__DIRECTION__
Extract from the listing each line in which the word "screenshot" appears.

__GIVEN DATA__
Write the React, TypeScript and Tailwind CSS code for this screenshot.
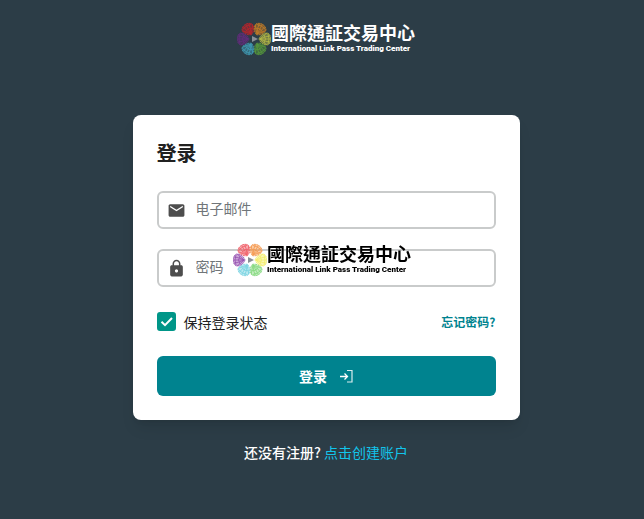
---
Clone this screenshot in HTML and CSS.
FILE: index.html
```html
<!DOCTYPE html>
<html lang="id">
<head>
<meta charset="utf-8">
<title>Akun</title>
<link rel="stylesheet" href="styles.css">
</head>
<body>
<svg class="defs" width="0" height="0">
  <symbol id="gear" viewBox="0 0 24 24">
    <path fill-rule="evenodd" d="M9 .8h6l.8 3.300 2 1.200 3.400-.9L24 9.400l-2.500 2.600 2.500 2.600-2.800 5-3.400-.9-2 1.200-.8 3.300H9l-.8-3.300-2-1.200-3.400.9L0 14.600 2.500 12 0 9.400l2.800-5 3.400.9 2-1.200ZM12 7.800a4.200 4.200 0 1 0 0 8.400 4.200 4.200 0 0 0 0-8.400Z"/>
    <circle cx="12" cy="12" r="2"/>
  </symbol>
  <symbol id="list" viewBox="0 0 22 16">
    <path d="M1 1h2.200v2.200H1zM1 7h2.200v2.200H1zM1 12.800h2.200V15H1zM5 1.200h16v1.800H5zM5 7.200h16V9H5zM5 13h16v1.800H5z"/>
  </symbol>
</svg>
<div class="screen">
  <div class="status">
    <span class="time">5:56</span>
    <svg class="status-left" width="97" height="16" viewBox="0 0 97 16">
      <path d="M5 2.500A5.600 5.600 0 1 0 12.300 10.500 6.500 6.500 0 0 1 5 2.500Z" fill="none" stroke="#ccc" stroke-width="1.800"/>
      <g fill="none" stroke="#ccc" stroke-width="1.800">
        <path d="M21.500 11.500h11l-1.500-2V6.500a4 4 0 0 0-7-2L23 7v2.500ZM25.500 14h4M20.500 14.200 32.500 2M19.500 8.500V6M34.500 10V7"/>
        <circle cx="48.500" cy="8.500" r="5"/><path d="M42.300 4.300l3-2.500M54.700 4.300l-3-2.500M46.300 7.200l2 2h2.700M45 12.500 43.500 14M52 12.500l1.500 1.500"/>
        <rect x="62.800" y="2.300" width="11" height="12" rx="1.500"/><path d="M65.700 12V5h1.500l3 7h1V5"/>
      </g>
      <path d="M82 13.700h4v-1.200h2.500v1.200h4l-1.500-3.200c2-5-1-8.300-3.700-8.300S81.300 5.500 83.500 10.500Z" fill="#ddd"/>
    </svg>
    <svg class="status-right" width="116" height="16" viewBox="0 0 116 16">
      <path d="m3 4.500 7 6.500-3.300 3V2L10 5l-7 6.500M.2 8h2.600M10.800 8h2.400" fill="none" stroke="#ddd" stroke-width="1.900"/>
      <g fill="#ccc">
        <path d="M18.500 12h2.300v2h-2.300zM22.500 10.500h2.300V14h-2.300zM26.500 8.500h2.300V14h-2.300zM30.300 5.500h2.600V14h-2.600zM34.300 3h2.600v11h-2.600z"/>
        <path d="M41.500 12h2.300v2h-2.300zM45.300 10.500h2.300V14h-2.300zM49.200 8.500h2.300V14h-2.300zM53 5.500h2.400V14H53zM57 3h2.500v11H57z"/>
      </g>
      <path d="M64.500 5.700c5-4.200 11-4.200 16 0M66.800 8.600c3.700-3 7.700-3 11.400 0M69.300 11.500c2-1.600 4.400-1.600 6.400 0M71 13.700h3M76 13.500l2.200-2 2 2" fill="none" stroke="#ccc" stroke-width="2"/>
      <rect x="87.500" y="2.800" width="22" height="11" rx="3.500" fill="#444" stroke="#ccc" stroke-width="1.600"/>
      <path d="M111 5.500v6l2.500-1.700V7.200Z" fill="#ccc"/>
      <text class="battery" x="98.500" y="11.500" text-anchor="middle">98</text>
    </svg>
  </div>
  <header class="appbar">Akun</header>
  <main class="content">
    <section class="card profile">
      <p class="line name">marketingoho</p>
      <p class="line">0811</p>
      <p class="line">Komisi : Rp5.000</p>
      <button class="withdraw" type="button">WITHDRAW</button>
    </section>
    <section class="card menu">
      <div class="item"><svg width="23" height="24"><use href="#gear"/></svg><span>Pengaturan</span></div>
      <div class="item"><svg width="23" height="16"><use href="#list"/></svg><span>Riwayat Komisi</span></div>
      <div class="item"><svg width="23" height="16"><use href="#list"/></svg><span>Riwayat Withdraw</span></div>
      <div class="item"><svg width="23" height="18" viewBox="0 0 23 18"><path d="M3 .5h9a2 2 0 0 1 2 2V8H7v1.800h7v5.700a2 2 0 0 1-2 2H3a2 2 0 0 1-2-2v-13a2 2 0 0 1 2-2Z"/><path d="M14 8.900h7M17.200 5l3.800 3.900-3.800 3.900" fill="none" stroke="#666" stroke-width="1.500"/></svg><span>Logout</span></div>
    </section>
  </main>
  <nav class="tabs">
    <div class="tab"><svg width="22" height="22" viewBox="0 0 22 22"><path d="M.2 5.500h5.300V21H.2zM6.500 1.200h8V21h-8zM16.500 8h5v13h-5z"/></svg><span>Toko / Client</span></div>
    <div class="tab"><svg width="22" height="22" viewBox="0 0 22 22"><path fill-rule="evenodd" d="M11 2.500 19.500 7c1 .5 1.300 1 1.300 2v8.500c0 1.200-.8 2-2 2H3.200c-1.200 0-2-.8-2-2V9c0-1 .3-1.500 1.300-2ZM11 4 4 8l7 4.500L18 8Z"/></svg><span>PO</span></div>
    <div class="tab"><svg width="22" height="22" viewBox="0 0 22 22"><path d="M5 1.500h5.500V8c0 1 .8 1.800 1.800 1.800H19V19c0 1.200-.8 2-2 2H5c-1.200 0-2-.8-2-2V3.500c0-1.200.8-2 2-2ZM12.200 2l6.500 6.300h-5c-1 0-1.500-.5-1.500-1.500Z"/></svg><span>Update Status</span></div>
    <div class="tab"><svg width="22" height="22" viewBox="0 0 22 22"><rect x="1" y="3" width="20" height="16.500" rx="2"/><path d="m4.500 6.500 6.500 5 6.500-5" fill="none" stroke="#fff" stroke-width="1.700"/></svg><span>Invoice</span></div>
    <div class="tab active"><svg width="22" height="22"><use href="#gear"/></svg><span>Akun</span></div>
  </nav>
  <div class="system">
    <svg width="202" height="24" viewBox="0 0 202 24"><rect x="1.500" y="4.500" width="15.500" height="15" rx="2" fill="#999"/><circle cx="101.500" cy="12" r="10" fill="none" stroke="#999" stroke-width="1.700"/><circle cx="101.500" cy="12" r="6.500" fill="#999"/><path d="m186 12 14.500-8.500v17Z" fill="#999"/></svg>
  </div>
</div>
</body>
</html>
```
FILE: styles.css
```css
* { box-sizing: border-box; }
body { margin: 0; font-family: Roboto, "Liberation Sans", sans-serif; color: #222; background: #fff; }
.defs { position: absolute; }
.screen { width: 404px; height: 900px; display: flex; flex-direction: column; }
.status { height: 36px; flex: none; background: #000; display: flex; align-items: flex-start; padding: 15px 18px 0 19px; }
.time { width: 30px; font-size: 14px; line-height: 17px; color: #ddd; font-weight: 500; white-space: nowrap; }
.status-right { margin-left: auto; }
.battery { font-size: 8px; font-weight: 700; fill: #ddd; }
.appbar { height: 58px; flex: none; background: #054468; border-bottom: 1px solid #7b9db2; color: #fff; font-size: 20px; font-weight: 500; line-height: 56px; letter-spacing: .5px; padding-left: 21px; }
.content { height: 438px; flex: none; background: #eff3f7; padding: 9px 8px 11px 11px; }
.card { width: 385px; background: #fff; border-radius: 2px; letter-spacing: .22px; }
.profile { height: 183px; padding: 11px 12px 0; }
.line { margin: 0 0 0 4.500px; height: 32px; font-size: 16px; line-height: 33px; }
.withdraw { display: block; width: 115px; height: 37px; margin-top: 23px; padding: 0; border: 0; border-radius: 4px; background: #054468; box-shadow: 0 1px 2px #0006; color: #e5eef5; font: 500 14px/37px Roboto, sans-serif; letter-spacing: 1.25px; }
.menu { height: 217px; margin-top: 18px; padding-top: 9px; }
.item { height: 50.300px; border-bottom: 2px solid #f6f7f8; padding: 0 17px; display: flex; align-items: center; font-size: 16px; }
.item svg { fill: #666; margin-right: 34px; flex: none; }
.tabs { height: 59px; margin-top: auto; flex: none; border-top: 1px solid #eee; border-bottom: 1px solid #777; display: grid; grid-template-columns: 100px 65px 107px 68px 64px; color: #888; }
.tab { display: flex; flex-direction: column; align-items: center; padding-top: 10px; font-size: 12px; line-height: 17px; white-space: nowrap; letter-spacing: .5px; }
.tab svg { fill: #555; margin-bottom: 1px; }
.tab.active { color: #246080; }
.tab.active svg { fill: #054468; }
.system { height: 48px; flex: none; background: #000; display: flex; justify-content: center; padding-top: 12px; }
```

__COMPLETED EXERCISE__
Write the React, TypeScript and Tailwind CSS code for this screenshot.
Clone this screenshot in HTML and CSS.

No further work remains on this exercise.